EXERCISE GOAL —
Using the listing below, give again exactly the lines from the line with "Write the HTML code for this interface." to the line with "</body></html>", inclusive, without the pictures.

## START

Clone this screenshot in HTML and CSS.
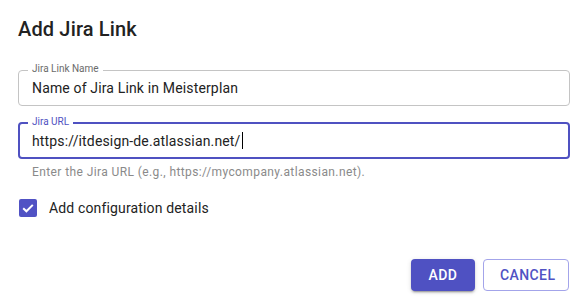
FILE: index.html
```html
<!DOCTYPE html>
<html lang="en">
<head>
<meta charset="utf-8">
<link rel="stylesheet" href="styles.css">
</head>
<body>
<div class="dialog">
  <h2 class="title">Add Jira Link</h2>
  <div class="field field-name">
    <div class="box">
      <span class="label">Jira Link Name</span>
      <span class="value">Name of Jira Link in Meisterplan</span>
    </div>
  </div>
  <div class="field field-url">
    <div class="box focused">
      <span class="label">Jira URL</span>
      <span class="value">https://itdesign-de.atlassian.net/<span class="caret"></span></span>
    </div>
    <div class="helper">Enter the Jira URL (e.g., https://mycompany.atlassian.net).</div>
  </div>
  <label class="check-row">
    <span class="checkbox">
      <svg width="18" height="18" viewBox="0 0 18 18"><path d="M4.2 9.2 L7.4 12.3 L13.8 5.9" fill="none" stroke="#fff" stroke-width="2"/></svg>
    </span>
    <span class="check-label">Add configuration details</span>
  </label>
  <div class="actions">
    <button class="btn btn-primary">ADD</button>
    <button class="btn btn-outline">CANCEL</button>
  </div>
</div>
</body>
</html>
```
FILE: styles.css
```css
html, body {
  margin: 0;
  padding: 0;
  background: #fff;
}
body {
  font-family: Roboto, "Liberation Sans", sans-serif;
  color: rgba(0, 0, 0, 0.87);
}
.dialog {
  width: 584px;
  height: 307px;
  box-sizing: border-box;
  padding: 13px 14px 0 18px;
  display: flex;
  flex-direction: column;
}
.title {
  margin: 0;
  font-size: 20px;
  font-weight: 500;
  line-height: 32px;
  letter-spacing: 0.15px;
  color: #222;
}
.field-name {
  margin-top: 25px;
}
.field-url {
  margin-top: 16px;
}
.box {
  position: relative;
  height: 36px;
  box-sizing: border-box;
  border: 1px solid #c4c4c4;
  border-radius: 4px;
  display: flex;
  align-items: center;
  padding-left: 13px;
}
.box.focused {
  border: 2px solid #4f51c1;
  padding-left: 12px;
  height: 37px;
}
.label {
  position: absolute;
  left: 9px;
  top: -8px;
  padding: 0 4px;
  background: #fff;
  font-size: 10px;
  line-height: 12px;
  color: #6b6b6b;
}
.focused .label {
  left: 8px;
  top: -8px;
  color: #4f51c1;
}
.value {
  font-size: 14px;
  line-height: 20px;
  letter-spacing: 0.15px;
  color: #222;
  display: flex;
  align-items: center;
}
.caret {
  display: inline-block;
  width: 1px;
  height: 17px;
  background: #000;
  margin-left: 1px;
}
.helper {
  margin-top: 5px;
  padding-left: 14px;
  font-size: 12px;
  line-height: 16px;
  color: #8a8a8a;
  letter-spacing: 0.4px;
}
.check-row {
  margin-top: 18px;
  display: flex;
  align-items: center;
  height: 20px;
}
.checkbox {
  width: 18px;
  height: 18px;
  margin-left: 1px;
  border-radius: 2px;
  background: #5052c4;
  display: flex;
}
.check-label {
  margin-left: 12px;
  font-size: 14px;
  line-height: 20px;
  letter-spacing: 0.15px;
  color: #222;
}
.actions {
  margin-top: 41px;
  display: flex;
  justify-content: flex-end;
  gap: 8px;
  padding-right: 1px;
}
.btn {
  height: 32px;
  box-sizing: border-box;
  border-radius: 4px;
  font-family: Roboto, "Liberation Sans", sans-serif;
  font-size: 14px;
  font-weight: 500;
  letter-spacing: 0.4px;
  padding: 0 16px;
}
.btn-primary {
  width: 64px;
  background: #4f51c2;
  color: #fff;
  border: none;
  box-shadow: 0 3px 1px -2px rgba(0,0,0,0.2), 0 2px 2px 0 rgba(0,0,0,0.14), 0 1px 5px 0 rgba(0,0,0,0.12);
}
.btn-outline {
  width: 86px;
  background: #fff;
  color: #5052c4;
  border: 1px solid #a3a4ea;
}
```
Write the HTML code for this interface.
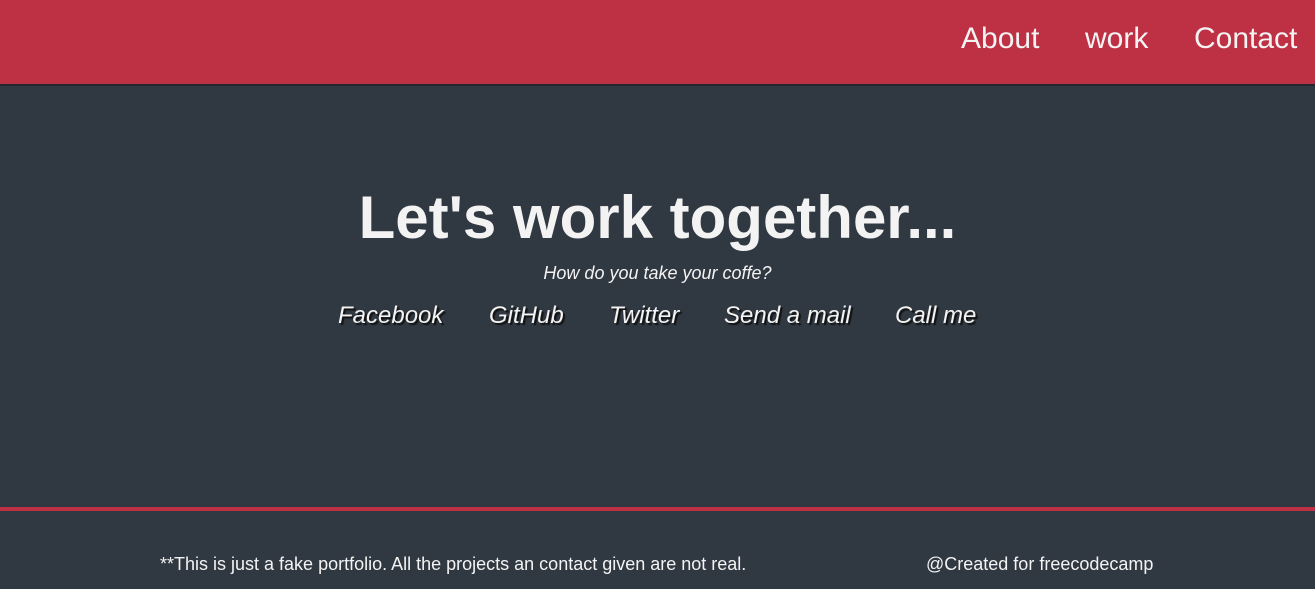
<!DOCTYPE html>
<html><head><style>
*{margin:0;padding:0;box-sizing:border-box}
body{width:1315px;height:589px;background:#303841;font-family:"Liberation Sans",Arial,sans-serif;color:#f3f3f3;position:relative;overflow:hidden}
.nav{position:absolute;top:0;left:0;width:1315px;height:86px;background:#be3144;border-bottom:2px solid #22282e}
.nav span{position:absolute;top:22px;font-size:30px;color:#f3f3f3}
h1{position:absolute;top:182px;left:0;width:1315px;text-align:center;font-size:60px;font-weight:bold;line-height:72px}
.sub{position:absolute;top:263px;left:0;width:1315px;text-align:center;font-size:18px;font-style:italic}
.links span{position:absolute;top:302px;font-size:24px;font-style:italic;text-shadow:2px 2px 1px #111}
.line{position:absolute;top:507px;left:0;width:1315px;height:4px;background:#be3144}
.f{position:absolute;top:554px;font-size:18px}
</style></head><body>
<div class="nav"><span style="left:961px">About</span><span style="left:1085px">work</span><span style="left:1194px">Contact</span></div>
<h1>Let's work together...</h1>
<div class="sub">How do you take your coffe?</div>
<div class="links"><span style="left:338px">Facebook</span><span style="left:489px">GitHub</span><span style="left:609px">Twitter</span><span style="left:724px">Send a mail</span><span style="left:895px">Call me</span></div>
<div class="line"></div>
<div class="f" style="left:160px">**This is just a fake portfolio. All the projects an contact given are not real.</div>
<div class="f" style="left:926px">@Created for freecodecamp</div>
</body></html>
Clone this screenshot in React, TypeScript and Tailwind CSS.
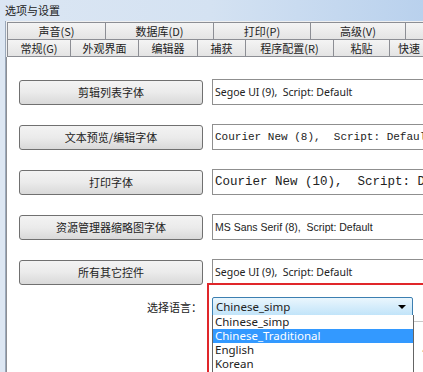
import React from 'react';

const cjk = '"Noto Sans CJK SC", sans-serif';

const row1 = [
  { label: '声音(S)', w: 'w-[98px]' },
  { label: '数据库(D)', w: 'w-[108px]' },
  { label: '打印(P)', w: 'w-[97px]' },
  { label: '高级(V)', w: 'w-[95px]' },
  { label: '', w: 'flex-1' },
];

const row2 = [
  { label: '常规(G)', w: 'w-[63px]' },
  { label: '外观界面', w: 'w-[68px]' },
  { label: '编辑器', w: 'w-[59px]' },
  { label: '捕获', w: 'w-[48px]' },
  { label: '程序配置(R)', w: 'w-[88px]' },
  { label: '粘贴', w: 'w-[56px]' },
  { label: '快速', w: 'flex-1' },
];

const fonts = [
  { btn: '剪辑列表字体', text: 'Segoe UI (9),  Script: Default', cls: 'font-["Noto_Sans"] text-[10.5px]' },
  { btn: '文本预览/编辑字体', text: 'Courier New (8),  Script: Default', cls: 'font-["Liberation_Mono"] text-[11px]' },
  { btn: '打印字体', text: 'Courier New (10),  Script: Default', cls: 'font-["Liberation_Mono"] text-[12.5px]' },
  { btn: '资源管理器缩略图字体', text: 'MS Sans Serif (8),  Script: Default', cls: 'font-["Liberation_Sans"] text-[10.5px]' },
  { btn: '所有其它控件', text: 'Segoe UI (9),  Script: Default', cls: 'font-["Noto_Sans"] text-[10.5px]' },
];

const langs = ['Chinese_simp', 'Chinese_Traditional', 'English', 'Korean'];

export default function App() {
  return (
    <div className="relative w-[423px] h-[372px] overflow-hidden bg-[#dce7f4] text-[#222]" style={{ fontFamily: cjk }}>
      {/* title bar */}
      <div className="h-[21px] bg-gradient-to-r from-[#dbe6f3] via-[#d4e2f2] to-[#b9d1ed] pl-[5px] text-[11px] leading-[20px]">选项与设置</div>

      <div className="flex h-[351px]">
        <div className="w-[6px] bg-[#dde7f3] border-r border-[#9aa8ba]" />
        <div className="flex-1 flex flex-col bg-[#f0f0f0] min-w-0">
          {/* tabs */}
          <div className="pt-[1px] pl-[1px]">
            <div className="flex h-[18px]">
              {row1.map((t, i) => (
                <div key={i} className={`${t.w} shrink-0 border border-r-0 border-[#8c8e94] bg-gradient-to-b from-[#f4f4f4] to-[#e4e4e4] text-center text-[11px] leading-[16px]`}>
                  {t.label}
                </div>
              ))}
            </div>
            <div className="flex h-[17px]">
              {row2.map((t, i) => (
                <div key={i} className={`${t.w} shrink-0 border border-t-0 border-r-0 border-[#8c8e94] bg-gradient-to-b from-[#f4f4f4] to-[#e4e4e4] text-[11px] leading-[16px] ${i === 6 ? 'pl-[8px] text-left' : 'text-center'}`}>
                  {t.label}
                </div>
              ))}
            </div>
          </div>

          {/* panel */}
          <div className="relative flex-1 bg-white border-l border-[#8c8e94] pt-[22px] pl-[12px]">
            <div className="flex flex-col gap-[19px]">
              {fonts.map((f, i) => (
                <div key={i} className="flex items-center gap-[9px] h-[26px]">
                  <div className="w-[184px] h-[25px] shrink-0 rounded-[3px] border border-[#707070] bg-gradient-to-b from-[#f3f3f3] via-[#ebebeb] to-[#d9d9d9] text-center text-[11px] leading-[23px]">
                    {f.btn}
                  </div>
                  <div className={`flex-1 h-[26px] border border-[#8f8f8f] border-r-0 bg-white pl-[2px] whitespace-pre overflow-hidden leading-[24px] ${f.cls}`}>
                    {f.text}
                  </div>
                </div>
              ))}
            </div>

            {/* language */}
            <div className="flex items-center mt-[12px] h-[20px]">
              <div className="w-[184px] pr-[1px] text-right text-[11px]">选择语言：</div>
              <div className="ml-[9px] w-[201px] h-[20px] rounded-[2px] border border-[#3c7fb1] bg-gradient-to-b from-[#eaf6fd] to-[#bfe3f9] flex items-center justify-between pl-[3px] pr-[6px] font-['Noto_Sans'] text-[11.5px] leading-[18px]">
                <span>Chinese_simp</span>
                <span className="w-0 h-0 border-l-[4px] border-r-[4px] border-t-[4px] border-l-transparent border-r-transparent border-t-black" />
              </div>
            </div>

            {/* control partly hidden behind list */}
            <div className="absolute left-[400px] top-[264px] w-[40px] h-[40px] border-t border-l border-[#c8c8c8] pl-[14px] pt-[16px] text-[11px]">从</div>

            {/* red highlight box */}
            <div className="absolute left-[200px] top-[226px] w-[240px] h-[100px] border-2 border-[#e0262a]" />

            {/* dropdown list */}
            <div className="absolute left-[205px] top-[258px] w-[202px] h-[60px] bg-white border border-[#646464] border-t-0 font-['Noto_Sans'] text-[11.5px]">
              {langs.map((l, i) => (
                <div key={l} className={`h-[14px] leading-[14px] pl-[2px] ${i === 1 ? 'bg-[#3399ff] text-white' : ''}`}>{l}</div>
              ))}
            </div>
          </div>
        </div>
      </div>
    </div>
  );
}
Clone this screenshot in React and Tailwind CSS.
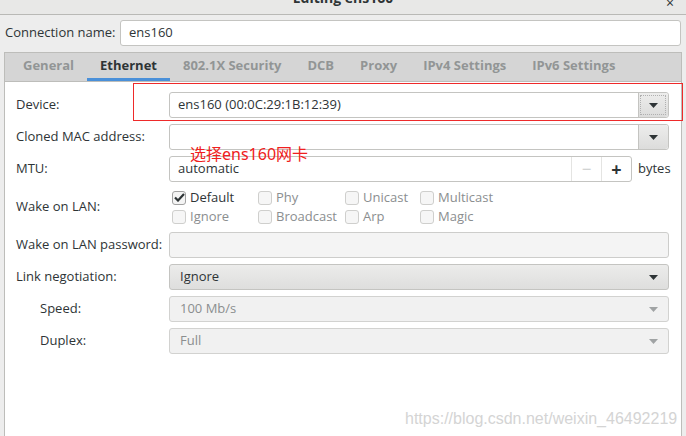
import { useState } from 'react';

const font = { fontFamily: '"Open Sans", "Noto Sans", "DejaVu Sans", sans-serif' };

// small down arrow used by the combo boxes
const Arrow = ({ muted }) => (
  <svg width="9" height="5" viewBox="0 0 9 5">
    <path d="M0 0h9L4.5 5z" fill={muted ? '#a0a3a4' : '#2e3436'} />
  </svg>
);

const Check = ({ label, checked, disabled }) => (
  <label className="flex items-center gap-[4px] h-[19px]">
    <span
      className={
        'w-[14px] h-[14px] rounded-[3px] border flex items-center justify-center ' +
        (checked ? 'border-[#a1a1a1] bg-[#f4f4f4]' : 'border-[#cfcfcd] bg-[#f6f6f6]')
      }
    >
      {checked && (
        <svg width="11" height="9" viewBox="0 0 11 9">
          <path d="M1 4.5l3 3L10 1" stroke="#2e3436" strokeWidth="2.2" fill="none" />
        </svg>
      )}
    </span>
    <span className={disabled ? 'text-[#8b8e8f]' : 'text-[#2e3436]'}>{label}</span>
  </label>
);

const Row = ({ label, indent, children, h = 'h-[26px]' }) => (
  <div className={'flex items-center ' + h}>
    <div className={'w-[153px] shrink-0 ' + (indent ? 'pl-[24px]' : '')}>{label}</div>
    <div className="flex-1 flex items-center h-full">{children}</div>
  </div>
);

export default function App() {
  const [tab, setTab] = useState('Ethernet');
  const tabs = ['General', 'Ethernet', '802.1X Security', 'DCB', 'Proxy', 'IPv4 Settings', 'IPv6 Settings'];

  return (
    <div className="w-[686px] h-[436px] bg-[#ededed] overflow-hidden relative text-[13px] text-[#2e3436]" style={font}>
      {/* title bar, cut off at the top */}
      <div className="h-[15px] border-b border-[#b9b9b6] bg-[#e8e8e7] relative overflow-hidden flex justify-center">
        <span className="font-bold text-[14px] leading-none -mt-[9px]">Editing ens160</span>
        <span className="absolute right-[12px] -top-[8px] text-[14px]">×</span>
      </div>

      {/* connection name */}
      <div className="flex items-center mt-[5px] h-[26px]">
        <div className="w-[120px] pl-[5px]">Connection name:</div>
        <div className="flex-1 mr-[5px] h-full bg-white border border-[#c4c4c1] rounded-[3px] flex items-center px-[8px]">
          ens160
        </div>
      </div>

      {/* notebook */}
      <div className="mt-[6px] ml-[4px] mr-[4px] border border-[#bdbdba] h-[400px] flex flex-col">
        <div className="h-[29px] bg-[#d5d5d5] border-b border-[#bdbdba] flex pl-[5px] font-bold">
          {tabs.map((t) => (
            <button
              key={t}
              onClick={() => setTab(t)}
              className={
                'px-[13px] h-full border-b-[3px] ' +
                (t === tab ? 'border-[#4a90d9] text-[#2e3436]' : 'border-transparent text-[#929595]')
              }
            >
              {t}
            </button>
          ))}
        </div>

        <div className="flex-1 bg-white pl-[11px] pr-[12px] pt-[10px] flex flex-col gap-[6px]">
          <Row label="Device:">
            <div className="flex-1 h-full border border-[#c4c4c1] rounded-[3px] flex items-center">
              <span className="flex-1 px-[8px]">ens160 (00:0C:29:1B:12:39)</span>
              <div className="w-[30px] h-full border-l border-[#c4c4c1] bg-gradient-to-b from-[#ededec] to-[#dcdcdb] rounded-r-[3px] flex items-center justify-center outline outline-1 outline-dotted outline-[#b0b0b0] -outline-offset-[3px]">
                <Arrow />
              </div>
            </div>
          </Row>

          <Row label="Cloned MAC address:">
            <div className="flex-1 h-full border border-[#c4c4c1] rounded-[3px] flex items-center">
              <span className="flex-1" />
              <div className="w-[30px] h-full border-l border-[#c4c4c1] bg-gradient-to-b from-[#ededec] to-[#dcdcdb] rounded-r-[3px] flex items-center justify-center">
                <Arrow />
              </div>
            </div>
          </Row>

          <Row label="MTU:">
            <div className="flex-1 h-full border border-[#c4c4c1] rounded-[3px] flex items-center">
              <span className="flex-1 px-[8px]">automatic</span>
              <div className="w-[30px] h-full border-l border-[#e4e4e2] flex items-center justify-center text-[#c9cbcb] text-[17px]">−</div>
              <div className="w-[30px] h-full border-l border-[#e4e4e2] flex items-center justify-center text-[#2e3436] text-[18px] font-bold">+</div>
            </div>
            <span className="ml-[6px] w-[31px]">bytes</span>
          </Row>

          <Row label="Wake on LAN:" h="h-[38px]">
            <div className="grid grid-cols-[86px_87px_75px_90px] pl-[3px]">
              <Check label="Default" checked />
              <Check label="Phy" disabled />
              <Check label="Unicast" disabled />
              <Check label="Multicast" disabled />
              <Check label="Ignore" disabled />
              <Check label="Broadcast" disabled />
              <Check label="Arp" disabled />
              <Check label="Magic" disabled />
            </div>
          </Row>

          <Row label="Wake on LAN password:">
            <div className="flex-1 h-full border border-[#cdcdcb] bg-[#f4f4f4] rounded-[3px]" />
          </Row>

          <Row label="Link negotiation:">
            <div className="flex-1 h-full border border-[#c4c4c1] rounded-[3px] bg-gradient-to-b from-[#ececeb] to-[#dededd] flex items-center px-[10px]">
              <span className="flex-1">Ignore</span>
              <Arrow />
            </div>
          </Row>

          <Row label="Speed:" indent>
            <div className="flex-1 h-full border border-[#d2d2d0] rounded-[3px] bg-[#f1f1f1] flex items-center px-[10px] text-[#8b8e8f]">
              <span className="flex-1">100 Mb/s</span>
              <Arrow muted />
            </div>
          </Row>

          <Row label="Duplex:" indent>
            <div className="flex-1 h-full border border-[#d2d2d0] rounded-[3px] bg-[#f1f1f1] flex items-center px-[10px] text-[#8b8e8f]">
              <span className="flex-1">Full</span>
              <Arrow muted />
            </div>
          </Row>
        </div>
      </div>

      {/* annotation overlays */}
      <div className="absolute left-[133px] top-[83px] w-[550px] h-[38px] border border-[#ee2a2a]" />
      <div
        className="absolute left-[190px] top-[144px] text-[16px] leading-[20px] text-[#f02020]"
        style={{ fontFamily: '"Noto Sans", "Noto Sans CJK SC", sans-serif' }}
      >
        选择ens160网卡
      </div>
      <div
        className="absolute left-[405px] top-[407px] text-[16px] text-[#d4d4d4]"
        style={{ fontFamily: '"Liberation Sans", Arial, sans-serif' }}
      >
        https://blog.csdn.net/weixin_46492219
      </div>
    </div>
  );
}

## END

ANSWER TO THIS TASK —
Write the HTML code for this interface.
<!DOCTYPE html>
<html><head><style>
*{margin:0;padding:0;box-sizing:border-box}
body{width:1315px;height:589px;background:#303841;font-family:"Liberation Sans",Arial,sans-serif;color:#f3f3f3;position:relative;overflow:hidden}
.nav{position:absolute;top:0;left:0;width:1315px;height:86px;background:#be3144;border-bottom:2px solid #22282e}
.nav span{position:absolute;top:22px;font-size:30px;color:#f3f3f3}
h1{position:absolute;top:182px;left:0;width:1315px;text-align:center;font-size:60px;font-weight:bold;line-height:72px}
.sub{position:absolute;top:263px;left:0;width:1315px;text-align:center;font-size:18px;font-style:italic}
.links span{position:absolute;top:302px;font-size:24px;font-style:italic;text-shadow:2px 2px 1px #111}
.line{position:absolute;top:507px;left:0;width:1315px;height:4px;background:#be3144}
.f{position:absolute;top:554px;font-size:18px}
</style></head><body>
<div class="nav"><span style="left:961px">About</span><span style="left:1085px">work</span><span style="left:1194px">Contact</span></div>
<h1>Let's work together...</h1>
<div class="sub">How do you take your coffe?</div>
<div class="links"><span style="left:338px">Facebook</span><span style="left:489px">GitHub</span><span style="left:609px">Twitter</span><span style="left:724px">Send a mail</span><span style="left:895px">Call me</span></div>
<div class="line"></div>
<div class="f" style="left:160px">**This is just a fake portfolio. All the projects an contact given are not real.</div>
<div class="f" style="left:926px">@Created for freecodecamp</div>
</body></html>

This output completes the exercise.